The influence of hot-deformation parameters on the mechanical properties and precipitation process in nickel based superalloy

Abstract

Experimental results on hot deformation and dynamic structural processes of nickel based alloy Inconel 718 are reviewed. The focus is the analysis of dynamic precipitation processes which operate during hot deformation of these materials at elevated temperatures. Hot compression tests were performed on the solution treated precipitation hardenable nickel based superalloy Inconel 718 at 720-1150°C with a constant true strain rates of 10-4 and 4×10-4s-1. True stress - true strain curves and microstructure analysis of the deformed nickel based superalloy is presented. The properties and dynamic behaviour are explained through observation of the microstructure using standard optical, scanning and transmission electron microscopy. Structural observations of solution treated Inconel 718 deformed at high temperatures, reveal non uniform deformation effects. The distribution of molybdenum-rich and niobium-rich carbides were affected by localized flow within the strain range investigated at relatively low deformation temperatures 720 - 850°C Microstructural examination of the alloy also shows that shear banding, cavity growth and intergranular cracks penetrating through the whole grains were responsible for decreased flow stresses at temperature of 720, 800 and 850°C and might result in sample fracture at larger strains. On the basis of the measured flow stress activation energies of high-temperature deformation processes were estimated.
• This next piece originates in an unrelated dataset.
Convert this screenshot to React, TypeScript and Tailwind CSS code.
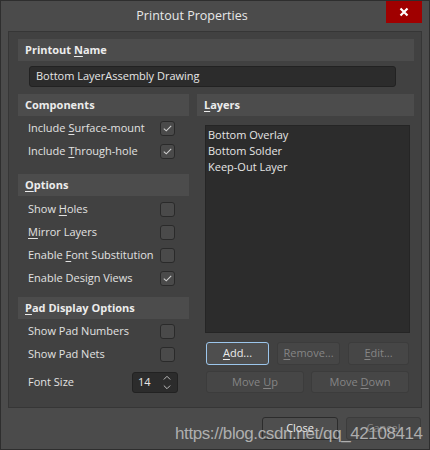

The mathematical dependence of the effect of flow stress on temperature and strain rate (σpl -T and σpl - ε̇) as well as compression data were used to determine material's constants. These constants allowed the derivation of a formula that describes the relationship between strain rate (ε̇), deformation temperature (T) and flow stress σpl. Interaction of precipitates developed during deformation below the solvus temperature and heterogeneous deformation (flow localization) can become a significant aspect of high temperature performance of precipitation hardenable alloys. This interaction could also potentially allow production of specific microstructures in deformed materials. The contribution of flow localization to die strain hardening or flow softening and the flow stress-strain behavior during hot deformation of precipitation hardenable alloys is still a subject of extensive research.